It's Never Too Late
“We were utterly amazed when Pat Corbett-Labatt told us we could apply for our Grade 12 graduation,” Patricia said. “I didn’t have a great experience in high school but as I watched friends and family members graduate, it stuck with me. I knew I hadn’t accomplished the same success and I thought I should have.”
The graduates ranged in age from 20 to 70 and are enrolled in the Indigenous Language Revitalization program, a Bachelor of Education degree specialization offered in collaboration with the University of Victoria that allows students to teach traditional languages in schools. The degree combines culturally relevant English, math, and science at NIC’s Mount Waddington regional campus with elder-led language classes, and university courses from visiting UVic instructors who guide their studies.
It’s a lot of class time for someone who grew up feeling alienated from school. Patricia was in Grade 8 when she was sent from Kingcome Inlet to complete high school in Surrey, where she lived with a non-Aboriginal family and went to school with predominately white students. “I felt like a complete outsider,” she said. “All I wanted to do was go back home. I didn’t bother trying to get A’s and B’s because I didn’t believe I could do it.”
In Grade 11 she became pregnant and left school. When her boyfriend died, she returned home to the Island with her six-week-old daughter.
Twenty three years later, Patricia works as a Social Development Coordinator with the Gwa’sala-’Nakwaxda’xw Nations. She’ll complete her final practicum at the Wagalus School in Fort Rupert this fall.
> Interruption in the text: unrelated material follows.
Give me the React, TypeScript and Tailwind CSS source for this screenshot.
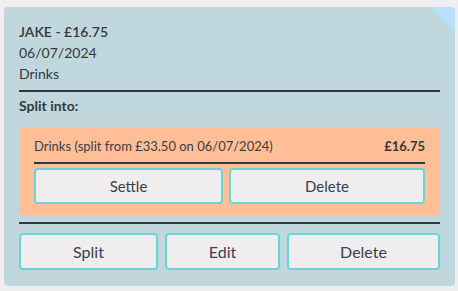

“This is my chance to give back to children in my community, to give them what I didn’t have,” she said. She praises NIC instructors for helping her purge old expectations of herself and the education system.
“I realize I can do it after all. The teachers here treat you like equals. If you don’t understand something, you can reach out to them. It makes a huge difference.”
As future educators, they’re reinforcing the value of education to students in the district, where 35 per cent of students don’t finish high schooll.
“For many of them graduating was a lifelong goal,” said Corbett-Labatt, who retired this year. “Now they can close that door. They’re the educators now. They’re setting a precedent where they are the role models and encouraging others.”
She urges anyone interested in getting their high school diploma to drop by NIC’s campus. “There are all sorts of people out there who don’t have their Grade 12 and don’t know they need it until they apply for a job. It’s not hard to get—you can combine all kinds of different courses to meet the requirements.”